On 19 April 2016 at 23:47, Zeev Suraski <z...@zend.com> wrote:

> I fail to see how adding C++ templates to PHP takes it to the next level
> in anything but the complexity scale.  Not having them is not preventing
> anybody from doing anything today.  Sure, a bunch of frameworks would adopt
> them once they become available - but it will not enable them to do things
> that are radically different from what they're doing today.
>

And the fact that you fail to see it is why you don't see any advantages,
but that's because you are likely unfamiliar with most recent tooling
around static introspection.

Any reflector-based system, such as a serializer, an ORM or just a
dependency injection or configuration loader would be able to do operations
in a much more precise and less complex way.
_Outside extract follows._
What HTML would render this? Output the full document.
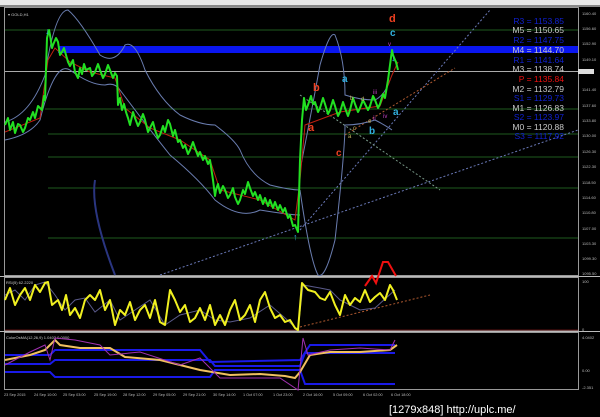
<!DOCTYPE html><html><head><style>
body{margin:0;background:#000;width:600px;height:417px;overflow:hidden;font-family:"Liberation Sans",sans-serif}
svg{display:block}
text{font-family:"Liberation Sans",sans-serif}
</style></head><body>
<svg width="600" height="417" viewBox="0 0 600 417">
<rect width="600" height="417" fill="#000"/>
<rect x="0" y="0" width="600" height="5" fill="#e8e8e8"/>
<rect x="0" y="5" width="600" height="2" fill="#888"/>
<rect x="4.5" y="7.5" width="574" height="268" fill="none" stroke="#999"/>
<rect x="4.5" y="277.5" width="574" height="53" fill="none" stroke="#999"/>
<rect x="4.5" y="332.5" width="574" height="57" fill="none" stroke="#999"/>
<line x1="0" y1="276.5" x2="600" y2="276.5" stroke="#bbb"/>
<line x1="0" y1="331.5" x2="600" y2="331.5" stroke="#bbb"/>
<g stroke="#1e5a1e" stroke-width="1">
<line x1="5" y1="30" x2="578" y2="30"/>
<line x1="45" y1="109" x2="578" y2="109"/>
<line x1="48" y1="134" x2="578" y2="134"/>
<line x1="48" y1="157" x2="578" y2="157"/>
<line x1="48" y1="188" x2="578" y2="188"/>
<line x1="48" y1="238" x2="578" y2="238"/>
</g>
<line x1="5" y1="71.5" x2="578" y2="71.5" stroke="#aaa"/>
<rect x="58" y="46" width="520" height="7" fill="#0a16f0"/>
<g stroke-dasharray="2,2" fill="none">
<line x1="300" y1="230" x2="490" y2="10" stroke="#6a79b8"/>
<line x1="160" y1="275" x2="578" y2="130" stroke="#6a79b8"/>
<line x1="300" y1="95" x2="440" y2="190" stroke="#7a9a8a"/>
<line x1="345" y1="135" x2="455" y2="68" stroke="#b05a30"/>
<line x1="300" y1="327" x2="430" y2="295" stroke="#b05a30"/>
</g>
<g fill="none" stroke="#6a7db0" stroke-width="1">
<path d="M5,122 Q30,115 45,75 Q55,10 68,10 Q80,20 100,55 Q115,65 125,45 Q135,40 145,70 Q160,100 180,115 Q200,125 215,125 Q235,140 240,150 Q250,175 270,185 Q290,190 300,190"/>
<path d="M5,140 Q30,135 40,120 Q55,60 70,70 Q90,85 105,85 Q115,82 120,90 Q150,130 170,155 Q200,180 215,200 Q240,220 260,210 Q290,215 300,215"/>
<path d="M300,170 Q310,120 320,65 Q330,30 335,35 Q345,60 345,95 Q360,100 375,100 Q385,95 390,80"/>
<path d="M300,190 Q310,260 318,275 Q325,280 335,240 Q345,150 345,125 Q360,125 375,120 Q385,125 392,130"/>
<path d="M95,180 Q90,210 115,275" stroke="#2a3580" stroke-width="2"/>
</g>
<path d="M5,132 L40,118 L48,60 L55,48 L70,62 L90,72 L115,78 L125,108 L150,128 L180,140 L210,160 L220,190 L260,200 L295,220 L300,180 L305,125 L340,112 L380,106 L392,75 L398,62" fill="none" stroke="#c02010" stroke-width="1"/>
<path d="M5,125 L8,118 L10,130 L13,122 L15,133 L18,124 L20,125 L23,132 L25,128 L28,118 L30,120 L33,112 L35,118 L38,106 L42,110 L44,96 L45,100 L47,38 L49,30 L50,35 L52,48 L53,45 L56,38 L58,42 L60,55 L62,52 L64,48 L66,55 L68,62 L70,66 L73,60 L75,72 L78,78 L80,68 L82,74 L84,64 L86,70 L90,68 L92,76 L95,72 L98,64 L100,70 L103,78 L105,74 L108,65 L110,70 L113,78 L115,73 L117,76 L118,105 L120,98 L122,110 L124,104 L126,112 L128,118 L130,125 L133,112 L135,118 L138,126 L140,122 L143,114 L145,120 L148,132 L150,128 L153,122 L155,130 L158,138 L160,135 L163,126 L165,132 L168,120 L170,124 L173,136 L175,130 L178,142 L180,140 L183,148 L185,145 L188,154 L190,150 L193,142 L195,148 L198,156 L200,152 L203,160 L205,156 L208,164 L210,160 L213,180 L215,196 L216,190 L218,184 L220,193 L223,186 L225,190 L228,198 L230,195 L233,188 L235,197 L238,204 L240,200 L243,190 L245,194 L248,182 L250,188 L253,196 L255,192 L258,200 L260,195 L263,204 L265,198 L268,206 L270,200 L273,208 L275,202 L278,210 L280,205 L283,212 L285,208 L288,218 L290,215 L293,226 L295,225 L298,232 L300,160 L302,120 L304,98 L306,110 L308,105 L311,96 L313,104 L315,102 L318,112 L320,108 L323,98 L325,104 L328,114 L330,110 L333,100 L335,106 L338,116 L340,112 L343,102 L345,108 L348,116 L350,110 L353,98 L355,104 L358,112 L360,108 L363,100 L365,104 L368,110 L370,106 L373,96 L375,100 L378,108 L380,104 L383,94 L385,98 L388,80 L390,65 L392,50 L393,55 L395,60 L396,62 L398,70" fill="none" stroke="#22e022" stroke-width="2" stroke-linejoin="round"/>
<g font-size="11" font-weight="bold">
<text x="389" y="22" fill="#f04020">d</text>
<text x="390" y="36" fill="#30b0e0" font-size="10">c</text>
<text x="313" y="91" fill="#f04020">b</text>
<text x="342" y="82" fill="#30b0e0" font-size="10">a</text>
<text x="308" y="131" fill="#f04020">a</text>
<text x="336" y="156" fill="#f04020" font-size="10">c</text>
<text x="369" y="134" fill="#30b0e0" font-size="10">b</text>
<text x="393" y="115" fill="#30b0e0" font-size="10">a</text>
</g>
<g font-size="6" fill="#c0b060"><text x="350" y="100">b</text><text x="361" y="101">d</text><text x="353" y="130">c</text><text x="348" y="138">a</text><text x="368" y="123">e</text></g>
<g font-size="6" fill="#c040c0"><text x="373" y="94">iii</text><text x="373" y="120">ii</text><text x="383" y="118">iv</text><text x="388" y="46">v</text></g>
<text x="391" y="61" fill="#30b0e0" font-size="9">↓</text>
<text x="45" y="34" fill="#30b0e0" font-size="9">↓</text>
<text x="293" y="240" fill="#30b0e0" font-size="9">↑</text>
<text x="8" y="16" fill="#ccc" font-size="4">▾ GOLD,H1</text>
<g font-size="8.5" text-anchor="end">
<text x="564" y="24" fill="#1020d0">R3 = 1153.85</text>
<text x="564" y="33" fill="#c8c8c8">M5 = 1150.65</text>
<text x="564" y="43" fill="#1020d0">R2 = 1147.75</text>
<text x="564" y="53" fill="#c8c8c8">M4 = 1144.70</text>
<text x="564" y="63" fill="#1020d0">R1 = 1141.64</text>
<text x="564" y="72" fill="#c8c8c8">M3 = 1138.74</text>
<text x="564" y="82" fill="#f01010">P = 1135.84</text>
<text x="564" y="92" fill="#c8c8c8">M2 = 1132.79</text>
<text x="564" y="101" fill="#1020d0">S1 = 1129.73</text>
<text x="564" y="111" fill="#c8c8c8">M1 = 1126.83</text>
<text x="564" y="120" fill="#1020d0">S2 = 1123.97</text>
<text x="564" y="130" fill="#c8c8c8">M0 = 1120.88</text>
<text x="564" y="139" fill="#1020d0">S3 = 1117.92</text>
</g>
<g font-size="4" fill="#bbb">
<text x="582" y="15">1160.40</text><text x="582" y="30">1156.60</text><text x="582" y="45">1152.90</text><text x="582" y="61">1149.10</text><text x="582" y="91">1141.40</text><text x="582" y="107">1137.60</text><text x="582" y="122">1133.80</text><text x="582" y="137">1130.00</text><text x="582" y="153">1126.30</text><text x="582" y="168">1122.30</text><text x="582" y="184">1118.50</text><text x="582" y="199">1114.60</text><text x="582" y="214">1110.80</text><text x="582" y="230">1107.00</text><text x="582" y="245">1103.30</text><text x="582" y="260">1099.30</text><text x="582" y="275">1095.50</text>
<text x="582" y="283">100</text><text x="582" y="331">0</text><text x="582" y="339">4.0402</text><text x="582" y="372">0.00</text><text x="582" y="389">-2.351</text>
</g>
<rect x="578" y="69" width="16" height="5" fill="#ddd"/>
<path d="M365,286 L372,276 L376,283 L383,262 L388,262 L396,276" fill="none" stroke="#f01010" stroke-width="2"/>
<text x="6" y="284" fill="#ccc" font-size="4">RSI(5) 62.2220</text>
<line x1="5" y1="330" x2="578" y2="330" stroke="#5a1010"/>
<path d="M5,295 L15,290 L25,300 L35,285 L45,282 L55,295 L65,310 L75,300 L85,298 L95,312 L110,300 L120,320 L135,310 L150,300 L165,325 L180,315 L200,310 L215,320 L230,322 L250,318 L270,305 L285,318 L298,330 L303,285 L320,288 L330,290 L340,300 L350,305 L360,310 L375,308 L395,290" fill="none" stroke="#5a5a8a" stroke-width="1"/>
<path d="M5,300 L10,288 L15,305 L20,295 L25,288 L30,300 L35,285 L40,292 L45,283 L48,282 L52,305 L58,300 L62,310 L66,295 L70,315 L75,308 L80,318 L85,300 L90,295 L95,300 L100,290 L105,310 L110,300 L115,325 L120,310 L125,315 L130,302 L135,320 L140,310 L145,305 L150,318 L155,300 L160,322 L165,325 L170,290 L175,300 L180,312 L185,305 L190,322 L195,318 L200,308 L205,320 L210,305 L215,325 L220,315 L225,325 L230,310 L235,300 L240,320 L245,315 L250,305 L255,322 L260,300 L265,292 L270,308 L275,318 L280,315 L285,322 L290,320 L295,328 L298,330 L302,283 L308,290 L315,292 L320,298 L325,300 L330,292 L335,305 L340,315 L345,295 L350,305 L355,298 L360,302 L365,290 L370,302 L375,297 L380,293 L385,300 L390,285 L393,290 L397,300" fill="none" stroke="#f0f020" stroke-width="2" stroke-linejoin="round"/>
<text x="6" y="339" fill="#ccc" font-size="4">ColorOsMA(12,26,9) 1.0403 0.0000</text>
<g fill="none" stroke="#1a1ae8" stroke-width="2">
<path d="M5,355 L50,355 L55,350 L200,350 L210,362 L300,360 L310,345 L395,345"/>
<path d="M5,364 L50,364 L55,360 L210,360 L215,366 L300,366 L305,353 L395,353"/>
<path d="M5,372 L50,372 L55,377 L210,377 L215,370 L300,370 L305,384 L395,384"/>
</g>
<path d="M5,360 L30,355 L45,350 L55,340 L60,345 L80,348 L110,348 L125,357 L160,360 L200,370 L230,375 L260,374 L285,376 L295,378 L300,372 L310,355 L330,352 L360,352 L390,350 L397,345" fill="none" stroke="#f0c060" stroke-width="2"/>
<path d="M5,365 L30,352 L45,345 L50,360 L55,338 L75,340 L100,345 L110,355 L140,352 L180,365 L200,358 L220,378 L280,378 L298,390 L303,338 L308,355 L330,350 L360,348 L390,350 L395,340" fill="none" stroke="#a030b0" stroke-width="1"/>
<g font-size="3.8" fill="#bbb">
<text x="4" y="396">23 Sep 2015</text><text x="34" y="396">24 Sep 10:00</text><text x="63" y="396">25 Sep 03:00</text><text x="94" y="396">25 Sep 19:00</text><text x="123" y="396">28 Sep 12:00</text><text x="153" y="396">29 Sep 05:00</text><text x="183" y="396">29 Sep 21:00</text><text x="213" y="396">30 Sep 14:00</text><text x="243" y="396">1 Oct 07:00</text><text x="273" y="396">1 Oct 23:00</text><text x="303" y="396">2 Oct 16:00</text><text x="333" y="396">5 Oct 09:00</text><text x="363" y="396">6 Oct 02:00</text><text x="391" y="396">6 Oct 18:00</text>
</g>
<text x="389" y="413" fill="#fff" font-size="11">[1279x848] http://uplc.me/</text>
</svg>
</body></html>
In Doctrine ORM, having a way to know that a field or parameter is a
`string | null` or a `int | float` may be the difference between knowing
what kind of column definition is needed for a field at DB level, without
even need for defining manual mappings.

Having a configuration system that expects to call setters with specific
parameter types can allow the configuration system to validate the given
data upfront, providing meaningful exceptions to the user, without having
to write an entire separate config specification.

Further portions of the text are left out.